Sadly, as I discovered on a recent visit to Turin, home of the Lavazza empire, this is far from the case. I thought I had a clever plan, but discovered that it was, as the Americans say, time to wake up and smell the coffee. The publicly quoted distributors and retailers are having a tough time of it. And, as my trip to the privately owned Lavazza illustrated, being quoted is perhaps not the best thing for investors or businesses when equity markets are as unpredictable as those we see today.

So, to Turin. Turin is in the north of Italy, and is that country's capital of chocolate, ice cream, and, of course, coffee. The Lavazza factory, a few kilometres from the city centre, is the biggest in Europe.

It may possibly be the world's biggest coffee production unit, but this family-owned business does not really care.

Lavazza is the sixth-biggest producer in the world, and the only big one which is not part of a giant international conglomerate – Sara Lee, Kraft, Proctor & Gamble, Nestle and the like all have competing brands, and cover the Lavazza franchise. With turnover running at €I billion (Dh5.6bn) per annum, and profits at €100 million, one can see why.

Especially as the company has been privately owned for more than 100 years, and remains in the hands of two closely related branches of the Lavazza clan. Right now, not having neurotic shareholders is a great benefit to people who want to run a business. By "neurotic shareholders" I mean the institutional investors who run pension funds and the like, and who say they understand all about risk, returns and long-term strategy.

All it takes is a couple of quarters of negative returns and these same sage investors are bleating incessantly at management, making demands for divisions to be sold off to boost the share price. Long-term sweet silence is turning into a cacophony of short-sighted panic.

Witness the difficulties currently being experienced by global retailer Starbucks. Last month, Starbucks revealed plans to shut down 500 of its coffee shops in the United States, having previously announced 100 closures. Some 12,000 full and part-time jobs are to be axed, with many of the cuts coming in – guess where? – areas such as Florida, which is probably the biggest victim of the disastrous slump in US house prices.

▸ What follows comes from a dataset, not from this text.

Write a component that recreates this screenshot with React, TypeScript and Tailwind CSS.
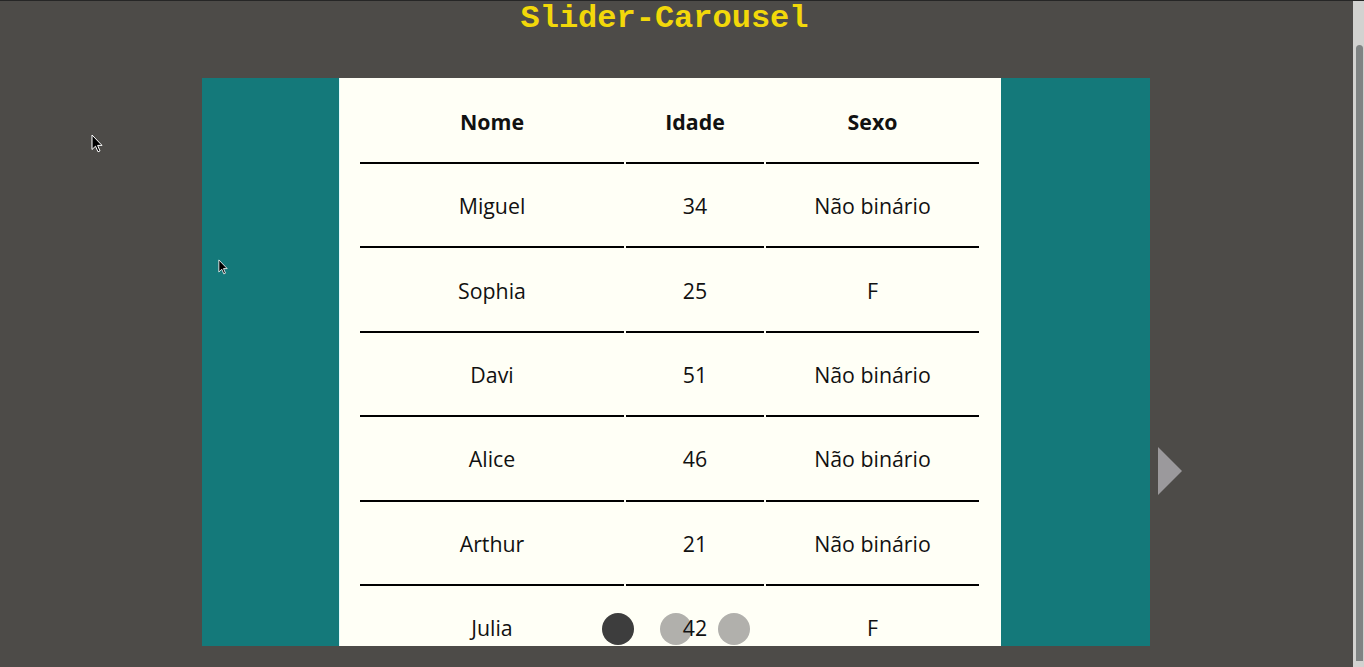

While the underperforming stores have got the chop, new outlets are still being opened in the US and Europe, with 200 new American stores (down from the previous year's new opening figure of 250). In Europe, 150 stores will spring up – mainly in airports and railway stations over the next two and a half years. Starbucks has chopped and changed its management, re-instating former chief executive Jim Schulz, partly as a result of shareholder pressure. The market reaction to this paradigm of orgy of re-organisation and re-structuring? A six per cent rise in after-hours electronic trading.

Giuseppe Lavazza, the marketing supreme at Lavazza, is unsurprisingly relaxed about the furore surrounding a quoted retailer: "Starbucks' expansion of the market is a very good thing. Till they arrived in the US, the market in coffee was dead – a sort of commodity donated with a meal. Very cheap, very poor, of no value. Before Starbucks in the United States it was difficult to find an espresso coffee machine outside fine-dining restaurants. Espresso machines are our life! So thanks very much.

"They have a medium- to long-term strategy that's focused on their core approach, which is shops, shops, shops, shops. They were looking for some sort of partnership, but not acquisition of something that's not Starbucks-branded. For us, it's the same. Developing the business through acquisition is very difficult because our strategy is focused on the brand. We want to expand our vision of coffee globally."

Lavazza has bought a couple of retail chains of its own in India, and is believed to be looking in the "emerging" coffee consumption markets, including the Middle East.

But right now, the contrast between the quoted and the privately owned world – even set against a supposedly favourable backdrop of rising underlying base commodity prices – could hardly be greater. As we Brits like to say, it's a different cup of tea.